_DIRECTION_. Write out all of the records precisely. Skip anything that is a picture.

━━━━━━━━━━

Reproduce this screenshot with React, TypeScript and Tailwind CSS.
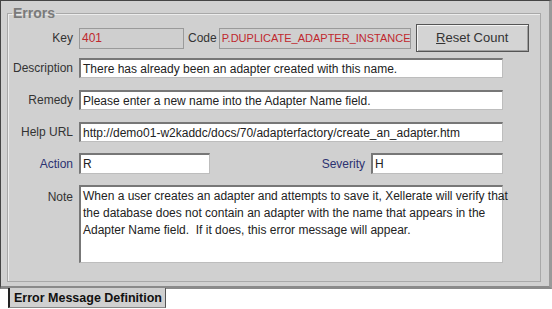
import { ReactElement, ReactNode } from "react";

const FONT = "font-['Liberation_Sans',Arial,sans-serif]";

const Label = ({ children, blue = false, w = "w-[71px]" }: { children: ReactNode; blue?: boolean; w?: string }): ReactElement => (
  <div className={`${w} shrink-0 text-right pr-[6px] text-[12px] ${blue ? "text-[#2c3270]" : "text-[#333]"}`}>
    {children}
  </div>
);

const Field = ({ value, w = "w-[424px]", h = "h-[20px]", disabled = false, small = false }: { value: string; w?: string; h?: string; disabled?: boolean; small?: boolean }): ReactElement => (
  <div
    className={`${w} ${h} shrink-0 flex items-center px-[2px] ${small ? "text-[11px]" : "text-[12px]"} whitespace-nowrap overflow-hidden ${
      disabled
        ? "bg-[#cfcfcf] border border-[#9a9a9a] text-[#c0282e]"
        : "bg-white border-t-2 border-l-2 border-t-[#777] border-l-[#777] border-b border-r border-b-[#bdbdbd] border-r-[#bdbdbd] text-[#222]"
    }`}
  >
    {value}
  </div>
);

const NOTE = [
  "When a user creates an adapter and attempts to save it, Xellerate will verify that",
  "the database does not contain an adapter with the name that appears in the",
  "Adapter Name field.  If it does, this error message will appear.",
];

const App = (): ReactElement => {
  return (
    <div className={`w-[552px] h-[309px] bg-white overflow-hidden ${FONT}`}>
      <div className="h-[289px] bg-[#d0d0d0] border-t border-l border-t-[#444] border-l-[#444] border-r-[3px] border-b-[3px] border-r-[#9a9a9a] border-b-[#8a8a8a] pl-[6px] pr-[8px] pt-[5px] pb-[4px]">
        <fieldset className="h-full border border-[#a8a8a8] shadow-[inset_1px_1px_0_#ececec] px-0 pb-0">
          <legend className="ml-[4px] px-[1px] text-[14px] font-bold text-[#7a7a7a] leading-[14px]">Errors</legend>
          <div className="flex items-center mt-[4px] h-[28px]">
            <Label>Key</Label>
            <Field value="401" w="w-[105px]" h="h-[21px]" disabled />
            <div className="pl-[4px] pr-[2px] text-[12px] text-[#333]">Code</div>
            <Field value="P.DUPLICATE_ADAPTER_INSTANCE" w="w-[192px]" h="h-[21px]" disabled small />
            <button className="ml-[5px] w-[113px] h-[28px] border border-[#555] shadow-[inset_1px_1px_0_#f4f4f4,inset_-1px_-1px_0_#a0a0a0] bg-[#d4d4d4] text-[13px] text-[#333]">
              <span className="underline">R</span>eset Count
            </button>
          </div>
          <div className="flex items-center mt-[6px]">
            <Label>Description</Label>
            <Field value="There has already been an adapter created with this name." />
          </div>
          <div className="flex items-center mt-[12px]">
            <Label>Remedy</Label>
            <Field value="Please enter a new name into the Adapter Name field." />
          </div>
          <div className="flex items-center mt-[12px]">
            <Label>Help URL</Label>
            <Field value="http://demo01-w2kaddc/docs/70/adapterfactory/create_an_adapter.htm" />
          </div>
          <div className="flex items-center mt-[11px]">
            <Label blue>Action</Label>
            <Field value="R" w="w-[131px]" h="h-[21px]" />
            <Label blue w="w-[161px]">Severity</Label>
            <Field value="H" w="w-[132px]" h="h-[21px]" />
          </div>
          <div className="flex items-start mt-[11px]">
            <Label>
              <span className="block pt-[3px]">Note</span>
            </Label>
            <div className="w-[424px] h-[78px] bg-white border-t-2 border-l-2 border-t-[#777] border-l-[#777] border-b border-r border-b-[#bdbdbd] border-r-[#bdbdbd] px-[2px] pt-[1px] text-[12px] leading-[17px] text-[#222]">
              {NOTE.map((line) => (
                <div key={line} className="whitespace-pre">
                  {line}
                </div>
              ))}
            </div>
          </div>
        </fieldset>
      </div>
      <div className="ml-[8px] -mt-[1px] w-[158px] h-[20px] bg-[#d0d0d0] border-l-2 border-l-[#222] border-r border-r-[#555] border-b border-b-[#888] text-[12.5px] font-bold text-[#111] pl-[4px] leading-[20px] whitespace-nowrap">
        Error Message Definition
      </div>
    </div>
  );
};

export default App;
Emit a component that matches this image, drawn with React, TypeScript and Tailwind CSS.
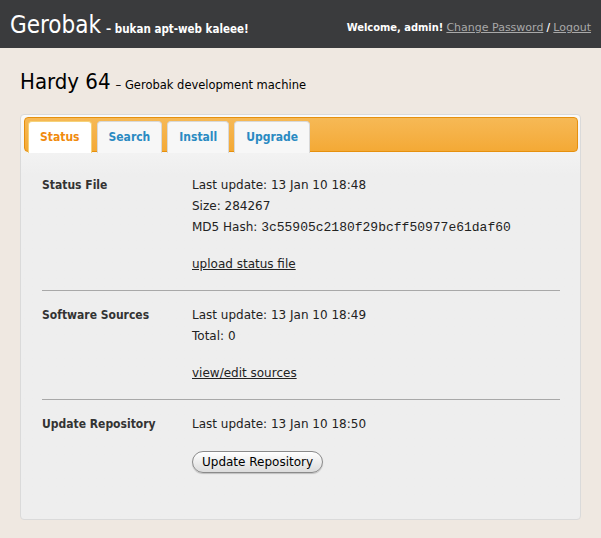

━━━━━━━━━━

_TASK RESPONSE_.
Reproduce this screenshot with React, TypeScript and Tailwind CSS.
import { ReactElement, ReactNode } from "react";

const FONT = "font-['Liberation_Sans',Arial,sans-serif]";

const Label = ({ children, blue = false, w = "w-[71px]" }: { children: ReactNode; blue?: boolean; w?: string }): ReactElement => (
  <div className={`${w} shrink-0 text-right pr-[6px] text-[12px] ${blue ? "text-[#2c3270]" : "text-[#333]"}`}>
    {children}
  </div>
);

const Field = ({ value, w = "w-[424px]", h = "h-[20px]", disabled = false, small = false }: { value: string; w?: string; h?: string; disabled?: boolean; small?: boolean }): ReactElement => (
  <div
    className={`${w} ${h} shrink-0 flex items-center px-[2px] ${small ? "text-[11px]" : "text-[12px]"} whitespace-nowrap overflow-hidden ${
      disabled
        ? "bg-[#cfcfcf] border border-[#9a9a9a] text-[#c0282e]"
        : "bg-white border-t-2 border-l-2 border-t-[#777] border-l-[#777] border-b border-r border-b-[#bdbdbd] border-r-[#bdbdbd] text-[#222]"
    }`}
  >
    {value}
  </div>
);

const NOTE = [
  "When a user creates an adapter and attempts to save it, Xellerate will verify that",
  "the database does not contain an adapter with the name that appears in the",
  "Adapter Name field.  If it does, this error message will appear.",
];

const App = (): ReactElement => {
  return (
    <div className={`w-[552px] h-[309px] bg-white overflow-hidden ${FONT}`}>
      <div className="h-[289px] bg-[#d0d0d0] border-t border-l border-t-[#444] border-l-[#444] border-r-[3px] border-b-[3px] border-r-[#9a9a9a] border-b-[#8a8a8a] pl-[6px] pr-[8px] pt-[5px] pb-[4px]">
        <fieldset className="h-full border border-[#a8a8a8] shadow-[inset_1px_1px_0_#ececec] px-0 pb-0">
          <legend className="ml-[4px] px-[1px] text-[14px] font-bold text-[#7a7a7a] leading-[14px]">Errors</legend>
          <div className="flex items-center mt-[4px] h-[28px]">
            <Label>Key</Label>
            <Field value="401" w="w-[105px]" h="h-[21px]" disabled />
            <div className="pl-[4px] pr-[2px] text-[12px] text-[#333]">Code</div>
            <Field value="P.DUPLICATE_ADAPTER_INSTANCE" w="w-[192px]" h="h-[21px]" disabled small />
            <button className="ml-[5px] w-[113px] h-[28px] border border-[#555] shadow-[inset_1px_1px_0_#f4f4f4,inset_-1px_-1px_0_#a0a0a0] bg-[#d4d4d4] text-[13px] text-[#333]">
              <span className="underline">R</span>eset Count
            </button>
          </div>
          <div className="flex items-center mt-[6px]">
            <Label>Description</Label>
            <Field value="There has already been an adapter created with this name." />
          </div>
          <div className="flex items-center mt-[12px]">
            <Label>Remedy</Label>
            <Field value="Please enter a new name into the Adapter Name field." />
          </div>
          <div className="flex items-center mt-[12px]">
            <Label>Help URL</Label>
            <Field value="http://demo01-w2kaddc/docs/70/adapterfactory/create_an_adapter.htm" />
          </div>
          <div className="flex items-center mt-[11px]">
            <Label blue>Action</Label>
            <Field value="R" w="w-[131px]" h="h-[21px]" />
            <Label blue w="w-[161px]">Severity</Label>
            <Field value="H" w="w-[132px]" h="h-[21px]" />
          </div>
          <div className="flex items-start mt-[11px]">
            <Label>
              <span className="block pt-[3px]">Note</span>
            </Label>
            <div className="w-[424px] h-[78px] bg-white border-t-2 border-l-2 border-t-[#777] border-l-[#777] border-b border-r border-b-[#bdbdbd] border-r-[#bdbdbd] px-[2px] pt-[1px] text-[12px] leading-[17px] text-[#222]">
              {NOTE.map((line) => (
                <div key={line} className="whitespace-pre">
                  {line}
                </div>
              ))}
            </div>
          </div>
        </fieldset>
      </div>
      <div className="ml-[8px] -mt-[1px] w-[158px] h-[20px] bg-[#d0d0d0] border-l-2 border-l-[#222] border-r border-r-[#555] border-b border-b-[#888] text-[12.5px] font-bold text-[#111] pl-[4px] leading-[20px] whitespace-nowrap">
        Error Message Definition
      </div>
    </div>
  );
};

export default App;
Emit a component that matches this image, drawn with React, TypeScript and Tailwind CSS.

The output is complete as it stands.